La suppression de l'exonération totale après le 31 décembre 2012 n'est pas remise cause. Après cette date, le taux d'exonération est fixé à 85 %. Ainsi est respectée la décision du Conseil constitutionnel du 29 décembre 2012 quand à l'absence de motif légitime et à la nature contraire au principe d'égalité dont souffrait, à ses yeux, la prorogation pure et simple d'un régime fiscal conduisant à une exonération totale de droits sur la part immobilière des successions. Aussi bien, cette mesure tient compte des premiers résultats obtenus pour la reconstitution des titres de propriété immobilière. Enfin, son effet rétroactif, pour l'année 2013, permet la mise en cohérence de l'ensemble du dispositif proposé, puisque l'article 1135 bis prévoit à ce jour que, depuis le 1er janvier 2013, l'exonération est applicable à concurrence de la moitié de la valeur des biens.

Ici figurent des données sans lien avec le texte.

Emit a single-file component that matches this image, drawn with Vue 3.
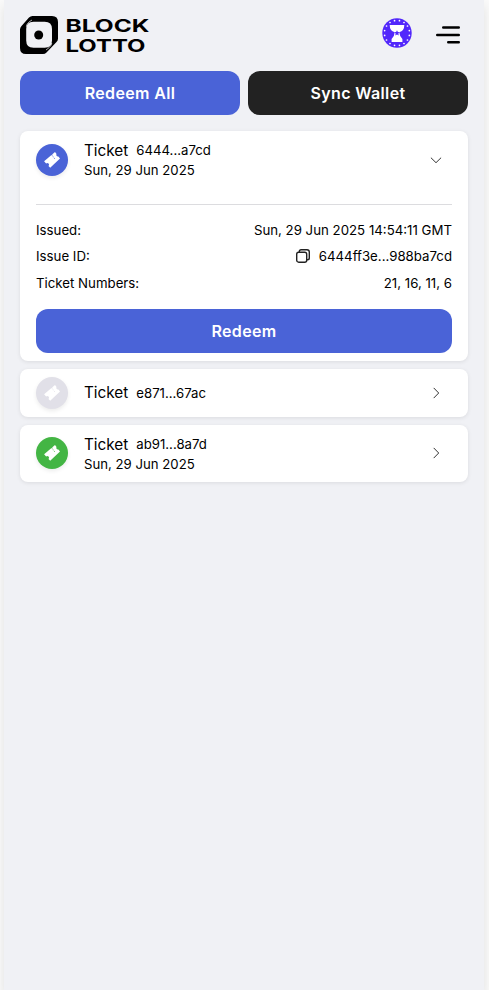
<script setup>
import { ref } from 'vue'

const tickets = ref([
  {
    id: '6444...a7cd', date: 'Sun, 29 Jun 2025', status: 'open', expanded: true,
    issued: 'Sun, 29 Jun 2025 14:54:11 GMT', issueId: '6444ff3e...988ba7cd', numbers: '21, 16, 11, 6',
  },
  { id: 'e871...67ac', status: 'pending', expanded: false },
  { id: 'ab91...8a7d', date: 'Sun, 29 Jun 2025', status: 'won', expanded: false },
])

// Dots around the rim of the round emblem
const dots = Array.from({ length: 16 }, (_, i) => {
  const a = ((i + 0.5) * Math.PI) / 8
  return { x: 15 + 12.6 * Math.cos(a), y: 15 + 12.6 * Math.sin(a) }
})

function toggle(ticket) {
  if (ticket.issued) ticket.expanded = !ticket.expanded
}
</script>

<template>
  <div class="app">
    <header class="header">
      <svg class="logo" width="132" height="40" viewBox="0 0 132 40" role="img" aria-label="Block Lotto">
        <path fill="#000" fill-rule="evenodd" d="M12.500 1H32Q38 1 38 7V23.500Q38 25.500 36.500 27L26.500 37.500Q25 39 23 39H6Q0 39 0 33V14.500Q0 12.500 1.500 11L9 2.500Q10.500 1 12.500 1ZM13.500 6.700Q6.200 6.700 6.200 14V25.500Q6.200 32.800 13.500 32.800H24.700Q32 32.800 32 25.500V14Q32 6.700 24.700 6.700Z" />
        <path stroke="#f0f1f5" stroke-width=".7" fill="none" d="M6.400 11.500Q6.600 9 9 7L12 5M31.800 28Q31.500 30.500 29 32.700L26 35" />
        <circle cx="18.700" cy="20" r="4.500" />
        <text x="45.500" y="17" textLength="84" lengthAdjust="spacingAndGlyphs">BLOCK</text>
        <text x="45.500" y="37" textLength="80" lengthAdjust="spacingAndGlyphs">LOTTO</text>
      </svg>
      <div class="actions">
        <svg width="30" height="30" viewBox="0 0 30 30">
          <circle cx="15" cy="15" r="14.700" fill="#5227fb" />
          <circle v-for="(d, i) in dots" :key="i" :cx="d.x" :cy="d.y" r=".85" fill="#fff" />
          <path fill="#fff" d="M7.700 7H22.300Q22.300 13 17.300 14.200Q17.500 18 20.400 21V24H9.600V21Q12.500 18 12.700 14.200Q7.700 13 7.700 7Z" />
          <path fill="#5227fb" d="M15 12.300l.85 1.700 1.900.2-1.400 1.300.4 1.900L15 16.500l-1.750.9.4-1.900-1.400-1.300 1.900-.2Z" />
        </svg>
        <svg class="menu" width="24" height="18" viewBox="0 0 24 18" fill="none" stroke="#000" stroke-width="2.500" stroke-linecap="round">
          <path d="M7.250 1.600H22.750M1.250 9H22.750M12.250 16.200H22.750" />
        </svg>
      </div>
    </header>

    <div class="toolbar">
      <button class="btn primary">Redeem All</button>
      <button class="btn dark">Sync Wallet</button>
    </div>

    <main class="list">
      <article v-for="t in tickets" :key="t.id" class="card">
        <div class="summary" :class="{ tall: t.date, collapsed: !t.expanded }" @click="toggle(t)">
          <span class="badge" :class="t.status">
            <svg width="16" height="16" viewBox="0 0 16 16" fill="#fff">
              <path fill-rule="evenodd" d="M11 .1L12.500 1.900A1.700 1.700 0 0 0 14.400 4.400L16 6.600L6.200 15.800L4.500 14A1.700 1.700 0 0 0 2.100 11.500L.1 9.300L7.500 3.100L8.100 3.800L8.700 3.300L8.100 2.600ZM9 4.300L8.500 4.800L9.200 5.600L9.700 5.100ZM10.300 5.800L9.800 6.300L10.500 7.100L11 6.600Z" />
            </svg>
          </span>
          <div class="titles">
            <div class="title"><span>Ticket</span><span class="hash">{{ t.id }}</span></div>
            <div v-if="t.date" class="date">{{ t.date }}</div>
          </div>
          <svg class="chevron" :class="{ down: t.expanded }" width="12" height="12" viewBox="0 0 12 12" fill="none" stroke="#333" stroke-width="1">
            <path d="M3.700 .9L8.700 6L3.700 11.100" />
          </svg>
        </div>

        <div v-if="t.expanded" class="details">
          <dl>
            <div class="row"><dt>Issued:</dt><dd>{{ t.issued }}</dd></div>
            <div class="row">
              <dt>Issue ID:</dt>
              <dd>
                <svg class="copy" width="14" height="14" viewBox="0 0 14 14" fill="none" stroke="#222" stroke-width="1.400" stroke-linejoin="round">
                  <rect x=".7" y="3.200" width="10" height="10" rx="2" />
                  <path d="M3.300 3.200V2.500Q3.300 .7 5.100 .7H11Q13.300 .7 13.300 3V8.900Q13.300 10.700 11.500 10.700H10.700" />
                </svg>
                {{ t.issueId }}
              </dd>
            </div>
            <div class="row"><dt>Ticket Numbers:</dt><dd>{{ t.numbers }}</dd></div>
          </dl>
          <button class="btn primary">Redeem</button>
        </div>
      </article>
    </main>
  </div>
</template>

<style>
body {
  background: #fafafa;
  overflow: hidden;
}
</style>

<style scoped>
.app {
  box-sizing: border-box;
  width: 480px;
  min-height: 990px;
  margin-left: 4px;
  padding: 0 16px;
  background: #f0f1f5;
  box-shadow: 0 6px 10px rgba(50, 50, 40, 0.12);
  color: #000;
  font-family: Inter, "Liberation Sans", sans-serif;
}
.header {
  display: flex;
  justify-content: space-between;
  height: 71px;
}
.logo {
  margin-top: 15px;
}
.logo text {
  font-size: 17.5px;
  font-weight: 700;
}
.actions {
  display: flex;
  align-items: flex-start;
  gap: 24px;
  padding: 18px 8px 0 0;
}
.menu {
  margin-top: 8px;
}
.toolbar {
  display: grid;
  grid-template-columns: 1fr 1fr;
  gap: 8px;
}
.btn {
  width: 100%;
  height: 44px;
  padding: 0;
  border: 0;
  border-radius: 12px;
  color: #fff;
  font: 600 16px/24px Inter, "Liberation Sans", sans-serif;
  letter-spacing: 0.35px;
}
.primary {
  background: #4a63d7;
}
.dark {
  background: #222;
}
.list {
  display: flex;
  flex-direction: column;
  gap: 8px;
  padding-top: 16px;
}
.card {
  border-radius: 8px;
  background: #fff;
  box-shadow: 0 1px 4px rgba(0, 0, 0, 0.09);
}
.summary {
  display: flex;
  align-items: center;
  height: 48px;
  padding: 0 26px 0 16px;
}
.summary.tall {
  height: 57px;
}
.badge {
  display: flex;
  align-items: center;
  justify-content: center;
  width: 32px;
  height: 32px;
  border-radius: 50%;
  box-shadow: 0 2px 4px rgba(0, 0, 0, 0.08);
}
.open {
  background: #4a63d7;
}
.pending {
  background: #e1e0e8;
}
.won {
  background: #43b544;
}
.tall.collapsed .badge,
.tall.collapsed .chevron {
  margin-bottom: 1px;
}
.titles {
  flex: 1;
  padding-left: 16px;
}
.title {
  display: flex;
  align-items: baseline;
  gap: 8px;
  font-size: 15.3px;
  line-height: 20px;
}
.hash,
.date {
  font-size: 13.2px;
}
.tall .title {
  align-items: flex-start;
  height: 20px;
  padding-top: 1px;
}
.tall .hash {
  margin-top: -1px;
}
.date {
  margin-top: -1px;
  line-height: 20px;
}
.chevron.down {
  transform: rotate(90deg);
}
.details {
  margin: 16px 16px 0;
  padding: 12px 0 8px;
  border-top: 1px solid #dcdcdf;
}
dl {
  margin: 0 0 12.8px;
}
.row {
  display: flex;
  justify-content: space-between;
  font-size: 13.25px;
  line-height: 26.4px;
}
dt,
dd {
  margin: 0;
}
dd {
  display: flex;
  align-items: center;
  gap: 8px;
}
.copy {
  margin: 0 0.6px 1px 0;
}
</style>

La réduction progressive, en trois étapes triennales, du taux de l'exonération, est justifiée par la prise en compte progressive des résultats de l'entreprise de reconstitution des titres. Le dispositif proposé répond en outre à la critique qui a pu être faite des dispositions de la loi du 22 janvier 2002 relative à la Corse ayant prévu le passage d'une exonération totale à une exonération réduite de moitié, puis à une exonération nulle, alors qu'un tel dispositif, surtout lorsqu'il revêt un caractère trop brutal, met en cause le principe d'égalité, comme l'a fait valoir le Conseil d'État dans ses avis.

Il est indispensable que l'ensemble de ces mesures soit applicable à toutes les successions comportant des immeubles et droits immobiliers situés en Corse, ainsi que l'avait indiqué le rapporteur de la loi du 22 janvier 2002 à l'Assemblée nationale.